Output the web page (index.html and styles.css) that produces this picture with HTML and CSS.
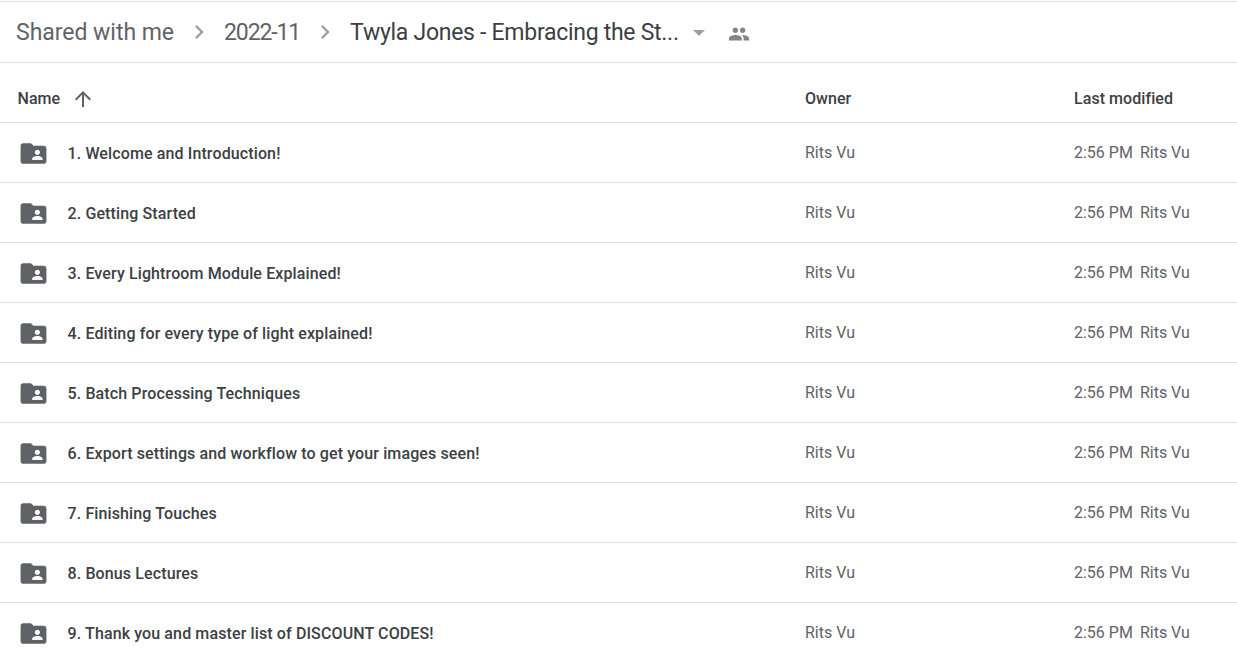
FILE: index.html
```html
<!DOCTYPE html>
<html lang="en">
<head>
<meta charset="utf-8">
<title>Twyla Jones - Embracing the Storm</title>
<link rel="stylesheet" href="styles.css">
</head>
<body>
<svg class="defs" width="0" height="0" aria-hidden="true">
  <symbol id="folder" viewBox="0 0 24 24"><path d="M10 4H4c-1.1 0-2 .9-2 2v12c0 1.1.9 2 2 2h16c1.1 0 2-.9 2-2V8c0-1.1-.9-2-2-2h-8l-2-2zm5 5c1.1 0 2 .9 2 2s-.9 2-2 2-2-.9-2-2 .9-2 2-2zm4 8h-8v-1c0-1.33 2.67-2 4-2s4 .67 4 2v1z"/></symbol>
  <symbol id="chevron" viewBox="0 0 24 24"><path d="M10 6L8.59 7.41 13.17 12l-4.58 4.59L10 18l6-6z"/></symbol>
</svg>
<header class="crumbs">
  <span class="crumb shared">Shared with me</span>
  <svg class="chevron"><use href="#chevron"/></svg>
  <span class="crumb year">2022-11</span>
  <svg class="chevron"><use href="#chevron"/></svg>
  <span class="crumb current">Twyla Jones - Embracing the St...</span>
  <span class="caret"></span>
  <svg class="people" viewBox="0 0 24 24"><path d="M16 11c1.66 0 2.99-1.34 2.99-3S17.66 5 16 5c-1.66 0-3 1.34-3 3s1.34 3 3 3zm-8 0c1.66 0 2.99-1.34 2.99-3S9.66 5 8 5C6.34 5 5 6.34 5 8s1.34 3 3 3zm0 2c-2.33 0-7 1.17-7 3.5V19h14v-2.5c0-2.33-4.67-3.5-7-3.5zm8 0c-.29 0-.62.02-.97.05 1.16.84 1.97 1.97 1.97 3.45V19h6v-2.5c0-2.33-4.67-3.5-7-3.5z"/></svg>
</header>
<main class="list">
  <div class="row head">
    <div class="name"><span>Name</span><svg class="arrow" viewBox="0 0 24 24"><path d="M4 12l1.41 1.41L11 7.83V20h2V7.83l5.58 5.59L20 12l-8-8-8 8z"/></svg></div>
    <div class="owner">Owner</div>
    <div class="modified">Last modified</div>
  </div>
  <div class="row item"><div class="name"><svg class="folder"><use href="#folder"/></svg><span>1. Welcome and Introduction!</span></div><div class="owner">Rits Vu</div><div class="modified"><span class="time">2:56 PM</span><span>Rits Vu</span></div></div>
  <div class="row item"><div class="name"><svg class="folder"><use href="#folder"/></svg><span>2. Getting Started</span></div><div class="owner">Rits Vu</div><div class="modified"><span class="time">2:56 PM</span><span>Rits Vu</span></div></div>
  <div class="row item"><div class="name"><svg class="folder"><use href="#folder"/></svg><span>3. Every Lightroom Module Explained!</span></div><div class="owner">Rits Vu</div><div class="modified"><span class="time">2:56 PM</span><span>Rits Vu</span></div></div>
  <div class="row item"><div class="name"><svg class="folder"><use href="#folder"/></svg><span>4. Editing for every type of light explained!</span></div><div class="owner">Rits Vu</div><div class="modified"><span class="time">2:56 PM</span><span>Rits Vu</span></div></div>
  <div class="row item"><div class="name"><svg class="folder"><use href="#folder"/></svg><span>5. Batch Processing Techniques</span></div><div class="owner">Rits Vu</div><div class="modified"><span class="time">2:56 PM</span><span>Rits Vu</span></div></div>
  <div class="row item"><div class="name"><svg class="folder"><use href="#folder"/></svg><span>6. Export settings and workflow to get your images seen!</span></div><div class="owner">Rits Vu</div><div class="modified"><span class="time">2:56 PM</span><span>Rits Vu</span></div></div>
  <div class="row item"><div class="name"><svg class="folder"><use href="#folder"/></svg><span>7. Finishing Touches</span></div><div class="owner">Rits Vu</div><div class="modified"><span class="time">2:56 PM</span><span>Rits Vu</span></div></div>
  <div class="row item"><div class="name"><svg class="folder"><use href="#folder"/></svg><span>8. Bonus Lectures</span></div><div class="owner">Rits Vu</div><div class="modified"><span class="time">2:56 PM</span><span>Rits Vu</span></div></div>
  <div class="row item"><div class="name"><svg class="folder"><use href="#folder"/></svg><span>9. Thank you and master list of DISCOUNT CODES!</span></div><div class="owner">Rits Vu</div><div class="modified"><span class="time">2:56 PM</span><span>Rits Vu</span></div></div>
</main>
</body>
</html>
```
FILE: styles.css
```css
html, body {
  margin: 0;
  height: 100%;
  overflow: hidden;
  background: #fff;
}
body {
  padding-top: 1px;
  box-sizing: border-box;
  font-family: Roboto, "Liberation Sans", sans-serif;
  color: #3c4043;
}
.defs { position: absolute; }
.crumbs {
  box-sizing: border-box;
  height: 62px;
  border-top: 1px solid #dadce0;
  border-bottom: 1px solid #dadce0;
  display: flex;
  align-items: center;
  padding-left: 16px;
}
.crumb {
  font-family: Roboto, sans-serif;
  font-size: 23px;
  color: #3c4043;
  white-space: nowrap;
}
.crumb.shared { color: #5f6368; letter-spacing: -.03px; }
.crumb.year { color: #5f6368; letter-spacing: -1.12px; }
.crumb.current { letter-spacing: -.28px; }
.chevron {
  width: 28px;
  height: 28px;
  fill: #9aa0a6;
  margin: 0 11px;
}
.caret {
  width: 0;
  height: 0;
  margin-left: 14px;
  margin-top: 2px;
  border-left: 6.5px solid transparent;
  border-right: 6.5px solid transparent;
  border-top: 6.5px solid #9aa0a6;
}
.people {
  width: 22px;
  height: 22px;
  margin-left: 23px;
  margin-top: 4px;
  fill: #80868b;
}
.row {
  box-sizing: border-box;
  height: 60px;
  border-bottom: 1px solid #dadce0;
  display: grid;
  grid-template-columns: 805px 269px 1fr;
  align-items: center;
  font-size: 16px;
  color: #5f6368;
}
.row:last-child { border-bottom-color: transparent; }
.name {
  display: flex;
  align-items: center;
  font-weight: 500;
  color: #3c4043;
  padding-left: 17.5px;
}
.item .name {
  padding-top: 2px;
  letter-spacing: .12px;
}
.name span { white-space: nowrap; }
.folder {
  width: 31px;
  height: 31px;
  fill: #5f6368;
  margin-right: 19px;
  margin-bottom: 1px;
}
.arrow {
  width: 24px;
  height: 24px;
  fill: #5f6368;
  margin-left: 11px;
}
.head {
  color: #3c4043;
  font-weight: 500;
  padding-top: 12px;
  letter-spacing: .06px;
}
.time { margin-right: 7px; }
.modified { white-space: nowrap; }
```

--------------------

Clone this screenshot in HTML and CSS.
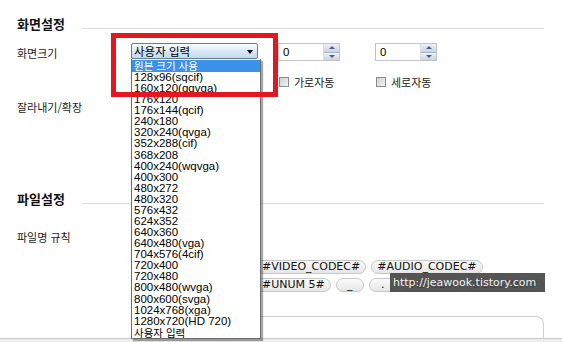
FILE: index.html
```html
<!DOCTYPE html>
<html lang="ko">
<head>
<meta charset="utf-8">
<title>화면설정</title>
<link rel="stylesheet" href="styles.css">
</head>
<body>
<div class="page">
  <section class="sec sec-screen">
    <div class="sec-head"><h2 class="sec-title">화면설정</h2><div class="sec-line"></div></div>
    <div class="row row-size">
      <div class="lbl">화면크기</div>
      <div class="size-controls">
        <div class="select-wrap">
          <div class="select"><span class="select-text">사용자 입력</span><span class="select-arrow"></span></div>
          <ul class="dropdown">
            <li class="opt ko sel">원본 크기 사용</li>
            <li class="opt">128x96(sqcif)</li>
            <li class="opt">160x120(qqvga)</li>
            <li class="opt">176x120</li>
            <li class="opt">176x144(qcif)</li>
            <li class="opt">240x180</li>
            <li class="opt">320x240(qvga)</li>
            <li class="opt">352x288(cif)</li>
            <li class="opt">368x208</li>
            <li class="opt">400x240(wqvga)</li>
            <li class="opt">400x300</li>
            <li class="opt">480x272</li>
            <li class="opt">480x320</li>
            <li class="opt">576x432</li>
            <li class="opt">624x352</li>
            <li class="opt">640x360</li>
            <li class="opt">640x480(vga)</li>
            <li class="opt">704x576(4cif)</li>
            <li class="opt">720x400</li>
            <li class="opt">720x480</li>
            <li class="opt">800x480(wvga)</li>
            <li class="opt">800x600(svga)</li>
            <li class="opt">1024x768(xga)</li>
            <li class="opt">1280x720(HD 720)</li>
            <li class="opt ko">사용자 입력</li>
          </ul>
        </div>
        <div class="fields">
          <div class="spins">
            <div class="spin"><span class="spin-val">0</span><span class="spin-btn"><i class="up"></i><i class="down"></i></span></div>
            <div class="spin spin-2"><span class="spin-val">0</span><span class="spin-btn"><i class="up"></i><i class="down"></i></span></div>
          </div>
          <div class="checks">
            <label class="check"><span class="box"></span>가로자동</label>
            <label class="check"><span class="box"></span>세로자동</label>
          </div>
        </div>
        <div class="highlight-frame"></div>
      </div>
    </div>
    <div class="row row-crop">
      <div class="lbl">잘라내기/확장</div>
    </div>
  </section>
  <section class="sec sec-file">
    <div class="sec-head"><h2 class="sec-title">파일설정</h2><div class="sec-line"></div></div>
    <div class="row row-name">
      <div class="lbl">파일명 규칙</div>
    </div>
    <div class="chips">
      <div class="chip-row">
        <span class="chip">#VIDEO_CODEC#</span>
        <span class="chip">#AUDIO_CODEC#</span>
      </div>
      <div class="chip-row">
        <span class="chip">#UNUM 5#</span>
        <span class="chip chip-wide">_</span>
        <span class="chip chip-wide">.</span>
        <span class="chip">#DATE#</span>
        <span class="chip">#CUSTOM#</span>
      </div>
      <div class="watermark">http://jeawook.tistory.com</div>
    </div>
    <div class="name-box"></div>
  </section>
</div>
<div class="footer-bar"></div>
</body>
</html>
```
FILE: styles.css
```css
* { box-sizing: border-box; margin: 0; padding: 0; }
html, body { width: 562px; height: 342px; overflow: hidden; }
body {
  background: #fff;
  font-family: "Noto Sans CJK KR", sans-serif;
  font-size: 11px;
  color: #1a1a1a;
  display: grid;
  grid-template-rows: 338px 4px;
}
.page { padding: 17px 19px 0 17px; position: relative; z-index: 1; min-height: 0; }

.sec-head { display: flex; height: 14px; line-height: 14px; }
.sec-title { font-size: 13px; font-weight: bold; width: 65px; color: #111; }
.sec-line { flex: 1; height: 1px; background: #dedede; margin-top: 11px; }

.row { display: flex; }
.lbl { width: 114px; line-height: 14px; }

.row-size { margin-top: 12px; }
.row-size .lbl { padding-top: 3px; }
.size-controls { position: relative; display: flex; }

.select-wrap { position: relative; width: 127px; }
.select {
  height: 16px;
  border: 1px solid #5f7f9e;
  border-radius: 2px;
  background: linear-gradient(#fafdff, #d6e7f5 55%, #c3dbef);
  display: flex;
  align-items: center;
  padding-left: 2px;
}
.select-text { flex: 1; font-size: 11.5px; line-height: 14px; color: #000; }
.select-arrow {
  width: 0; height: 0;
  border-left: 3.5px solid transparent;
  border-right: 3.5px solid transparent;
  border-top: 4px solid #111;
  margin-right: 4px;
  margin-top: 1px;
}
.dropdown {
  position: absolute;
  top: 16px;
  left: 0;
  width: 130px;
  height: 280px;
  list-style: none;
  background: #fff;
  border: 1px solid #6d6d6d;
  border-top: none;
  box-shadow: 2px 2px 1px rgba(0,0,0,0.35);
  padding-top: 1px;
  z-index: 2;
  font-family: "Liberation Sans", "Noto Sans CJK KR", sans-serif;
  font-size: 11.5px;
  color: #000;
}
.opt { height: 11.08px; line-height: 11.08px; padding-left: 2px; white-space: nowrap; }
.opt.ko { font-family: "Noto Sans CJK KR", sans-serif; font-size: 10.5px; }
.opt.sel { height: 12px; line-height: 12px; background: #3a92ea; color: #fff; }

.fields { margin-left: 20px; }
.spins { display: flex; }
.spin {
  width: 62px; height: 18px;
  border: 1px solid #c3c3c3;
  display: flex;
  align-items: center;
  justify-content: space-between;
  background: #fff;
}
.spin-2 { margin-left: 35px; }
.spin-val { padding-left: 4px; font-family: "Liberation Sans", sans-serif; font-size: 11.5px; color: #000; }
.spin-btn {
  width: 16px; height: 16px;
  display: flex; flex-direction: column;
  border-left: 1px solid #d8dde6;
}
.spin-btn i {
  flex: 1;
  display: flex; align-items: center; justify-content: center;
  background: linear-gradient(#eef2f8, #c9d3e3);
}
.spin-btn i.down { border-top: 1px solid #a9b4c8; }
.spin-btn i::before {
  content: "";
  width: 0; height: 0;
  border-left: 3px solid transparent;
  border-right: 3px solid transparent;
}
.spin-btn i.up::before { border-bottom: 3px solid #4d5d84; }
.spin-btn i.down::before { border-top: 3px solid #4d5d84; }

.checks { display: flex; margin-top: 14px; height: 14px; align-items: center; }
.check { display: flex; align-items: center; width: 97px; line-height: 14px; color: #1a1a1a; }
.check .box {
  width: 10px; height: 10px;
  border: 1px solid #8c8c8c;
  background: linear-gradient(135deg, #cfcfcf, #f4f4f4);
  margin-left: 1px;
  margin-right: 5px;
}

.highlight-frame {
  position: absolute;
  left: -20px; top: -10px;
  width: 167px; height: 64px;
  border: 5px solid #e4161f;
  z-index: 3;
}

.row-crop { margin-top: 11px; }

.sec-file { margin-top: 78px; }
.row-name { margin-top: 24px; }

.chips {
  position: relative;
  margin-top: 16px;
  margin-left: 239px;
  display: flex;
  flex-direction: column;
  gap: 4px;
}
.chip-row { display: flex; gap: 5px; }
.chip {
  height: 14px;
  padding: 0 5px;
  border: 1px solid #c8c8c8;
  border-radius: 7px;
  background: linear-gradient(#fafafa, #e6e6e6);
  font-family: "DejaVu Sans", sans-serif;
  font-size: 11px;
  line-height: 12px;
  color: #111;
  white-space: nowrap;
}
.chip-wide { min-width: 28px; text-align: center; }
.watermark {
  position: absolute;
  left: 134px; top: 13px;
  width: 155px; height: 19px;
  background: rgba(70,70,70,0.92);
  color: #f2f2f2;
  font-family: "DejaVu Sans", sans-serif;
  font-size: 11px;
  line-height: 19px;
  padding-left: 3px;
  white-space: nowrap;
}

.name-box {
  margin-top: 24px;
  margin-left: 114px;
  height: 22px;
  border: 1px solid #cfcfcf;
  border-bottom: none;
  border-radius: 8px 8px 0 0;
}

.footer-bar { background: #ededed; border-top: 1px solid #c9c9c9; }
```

--------------------

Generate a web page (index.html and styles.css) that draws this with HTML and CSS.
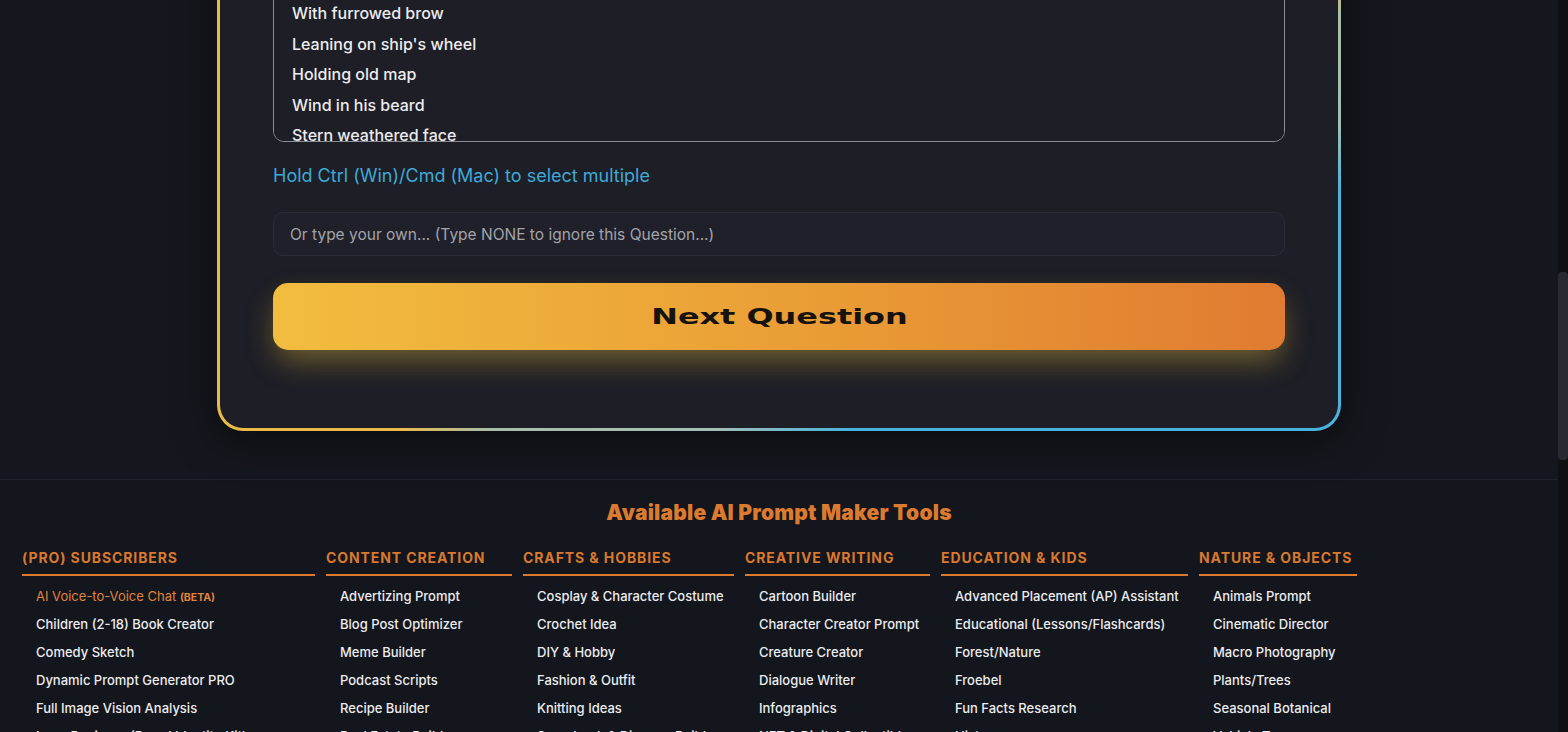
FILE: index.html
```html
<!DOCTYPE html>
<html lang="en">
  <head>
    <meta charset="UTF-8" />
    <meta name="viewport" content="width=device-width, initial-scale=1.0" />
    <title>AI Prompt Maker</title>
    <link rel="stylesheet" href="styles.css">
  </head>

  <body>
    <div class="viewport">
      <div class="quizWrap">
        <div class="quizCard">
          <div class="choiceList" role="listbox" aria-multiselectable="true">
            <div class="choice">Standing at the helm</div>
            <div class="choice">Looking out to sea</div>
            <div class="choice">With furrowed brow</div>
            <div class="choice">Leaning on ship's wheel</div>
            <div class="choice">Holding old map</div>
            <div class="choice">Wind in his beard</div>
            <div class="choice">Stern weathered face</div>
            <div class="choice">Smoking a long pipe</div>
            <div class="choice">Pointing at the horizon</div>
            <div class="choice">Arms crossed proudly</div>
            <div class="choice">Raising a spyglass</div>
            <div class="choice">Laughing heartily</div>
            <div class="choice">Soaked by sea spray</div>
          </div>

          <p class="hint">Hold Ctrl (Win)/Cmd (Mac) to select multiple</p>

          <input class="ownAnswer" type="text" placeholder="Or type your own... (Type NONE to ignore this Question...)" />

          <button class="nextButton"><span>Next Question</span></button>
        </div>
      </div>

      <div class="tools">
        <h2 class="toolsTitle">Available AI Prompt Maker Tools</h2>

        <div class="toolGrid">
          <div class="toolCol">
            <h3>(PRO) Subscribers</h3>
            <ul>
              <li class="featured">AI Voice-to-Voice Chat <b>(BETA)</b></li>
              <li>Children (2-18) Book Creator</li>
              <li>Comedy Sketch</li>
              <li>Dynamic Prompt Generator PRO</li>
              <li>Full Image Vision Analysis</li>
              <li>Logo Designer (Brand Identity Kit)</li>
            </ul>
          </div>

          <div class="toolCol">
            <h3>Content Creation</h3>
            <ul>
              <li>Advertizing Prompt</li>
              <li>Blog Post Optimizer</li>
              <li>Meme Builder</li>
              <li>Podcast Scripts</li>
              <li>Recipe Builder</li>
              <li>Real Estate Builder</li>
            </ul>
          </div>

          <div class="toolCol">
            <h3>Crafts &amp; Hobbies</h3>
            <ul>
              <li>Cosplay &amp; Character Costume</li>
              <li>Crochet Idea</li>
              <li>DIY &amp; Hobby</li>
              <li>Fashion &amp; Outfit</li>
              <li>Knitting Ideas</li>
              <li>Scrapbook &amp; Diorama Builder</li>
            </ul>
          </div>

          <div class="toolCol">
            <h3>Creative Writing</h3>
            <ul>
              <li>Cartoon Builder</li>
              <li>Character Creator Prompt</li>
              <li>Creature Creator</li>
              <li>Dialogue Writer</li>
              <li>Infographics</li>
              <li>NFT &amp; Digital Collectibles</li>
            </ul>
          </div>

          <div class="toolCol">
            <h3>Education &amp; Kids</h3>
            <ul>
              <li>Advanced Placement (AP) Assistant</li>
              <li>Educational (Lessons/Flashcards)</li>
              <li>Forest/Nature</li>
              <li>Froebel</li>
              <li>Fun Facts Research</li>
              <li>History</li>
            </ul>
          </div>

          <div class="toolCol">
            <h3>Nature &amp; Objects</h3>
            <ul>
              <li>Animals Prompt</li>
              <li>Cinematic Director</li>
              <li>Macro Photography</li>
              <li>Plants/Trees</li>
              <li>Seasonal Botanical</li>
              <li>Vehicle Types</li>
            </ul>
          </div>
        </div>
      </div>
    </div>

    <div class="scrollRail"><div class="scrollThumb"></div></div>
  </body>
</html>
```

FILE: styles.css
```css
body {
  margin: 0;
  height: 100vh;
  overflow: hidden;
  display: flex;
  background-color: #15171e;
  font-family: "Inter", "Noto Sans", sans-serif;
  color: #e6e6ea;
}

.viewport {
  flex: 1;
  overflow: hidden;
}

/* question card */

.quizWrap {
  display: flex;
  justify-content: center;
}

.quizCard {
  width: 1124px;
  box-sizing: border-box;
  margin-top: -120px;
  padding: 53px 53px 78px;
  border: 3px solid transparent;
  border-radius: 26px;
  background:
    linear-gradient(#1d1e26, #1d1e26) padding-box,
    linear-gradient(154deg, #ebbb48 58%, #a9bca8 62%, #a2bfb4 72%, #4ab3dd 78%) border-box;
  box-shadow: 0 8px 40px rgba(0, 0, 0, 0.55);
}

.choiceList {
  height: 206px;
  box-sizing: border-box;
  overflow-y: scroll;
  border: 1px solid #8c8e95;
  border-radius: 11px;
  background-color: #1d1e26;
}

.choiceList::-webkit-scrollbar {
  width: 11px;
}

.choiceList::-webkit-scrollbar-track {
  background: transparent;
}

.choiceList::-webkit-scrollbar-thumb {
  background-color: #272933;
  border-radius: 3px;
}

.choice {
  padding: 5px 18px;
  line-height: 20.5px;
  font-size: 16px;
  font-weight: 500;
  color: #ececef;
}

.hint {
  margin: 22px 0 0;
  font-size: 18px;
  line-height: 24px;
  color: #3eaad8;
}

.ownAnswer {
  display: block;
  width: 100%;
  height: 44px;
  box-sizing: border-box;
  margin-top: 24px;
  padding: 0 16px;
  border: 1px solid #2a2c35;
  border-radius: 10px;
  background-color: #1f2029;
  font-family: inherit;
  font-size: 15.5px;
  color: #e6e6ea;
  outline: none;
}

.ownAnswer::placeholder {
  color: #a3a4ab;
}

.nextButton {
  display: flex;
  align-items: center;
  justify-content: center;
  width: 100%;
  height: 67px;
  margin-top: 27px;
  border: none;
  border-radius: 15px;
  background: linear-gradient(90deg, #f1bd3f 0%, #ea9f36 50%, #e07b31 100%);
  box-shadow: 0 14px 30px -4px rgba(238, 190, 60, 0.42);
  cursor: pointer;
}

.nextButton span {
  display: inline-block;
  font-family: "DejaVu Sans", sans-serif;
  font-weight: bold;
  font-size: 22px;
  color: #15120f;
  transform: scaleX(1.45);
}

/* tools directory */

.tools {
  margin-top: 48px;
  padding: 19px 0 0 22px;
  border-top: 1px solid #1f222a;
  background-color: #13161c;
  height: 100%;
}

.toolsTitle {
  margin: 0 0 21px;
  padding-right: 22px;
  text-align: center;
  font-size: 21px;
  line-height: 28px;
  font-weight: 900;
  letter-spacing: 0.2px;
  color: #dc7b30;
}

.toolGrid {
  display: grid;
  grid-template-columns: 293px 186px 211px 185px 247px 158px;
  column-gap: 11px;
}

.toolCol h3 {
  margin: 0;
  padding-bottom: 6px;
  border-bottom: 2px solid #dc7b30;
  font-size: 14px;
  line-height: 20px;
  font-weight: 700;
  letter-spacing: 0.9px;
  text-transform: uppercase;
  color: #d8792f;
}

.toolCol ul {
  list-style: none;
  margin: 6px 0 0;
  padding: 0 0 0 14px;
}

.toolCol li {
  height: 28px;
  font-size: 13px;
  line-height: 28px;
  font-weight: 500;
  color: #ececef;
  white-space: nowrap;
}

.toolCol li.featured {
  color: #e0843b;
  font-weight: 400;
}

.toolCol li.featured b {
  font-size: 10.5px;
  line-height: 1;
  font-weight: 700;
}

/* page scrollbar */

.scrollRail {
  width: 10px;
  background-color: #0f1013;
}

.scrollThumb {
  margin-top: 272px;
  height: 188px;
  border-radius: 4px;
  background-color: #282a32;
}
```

--------------------

Single out each line of the records above with the string "page" in it, and copy it.

(Answer in full):
Output the web page (index.html and styles.css) that produces this picture with HTML and CSS.
<div class="page">
.page { padding: 17px 19px 0 17px; position: relative; z-index: 1; min-height: 0; }
Generate a web page (index.html and styles.css) that draws this with HTML and CSS.
/* page scrollbar */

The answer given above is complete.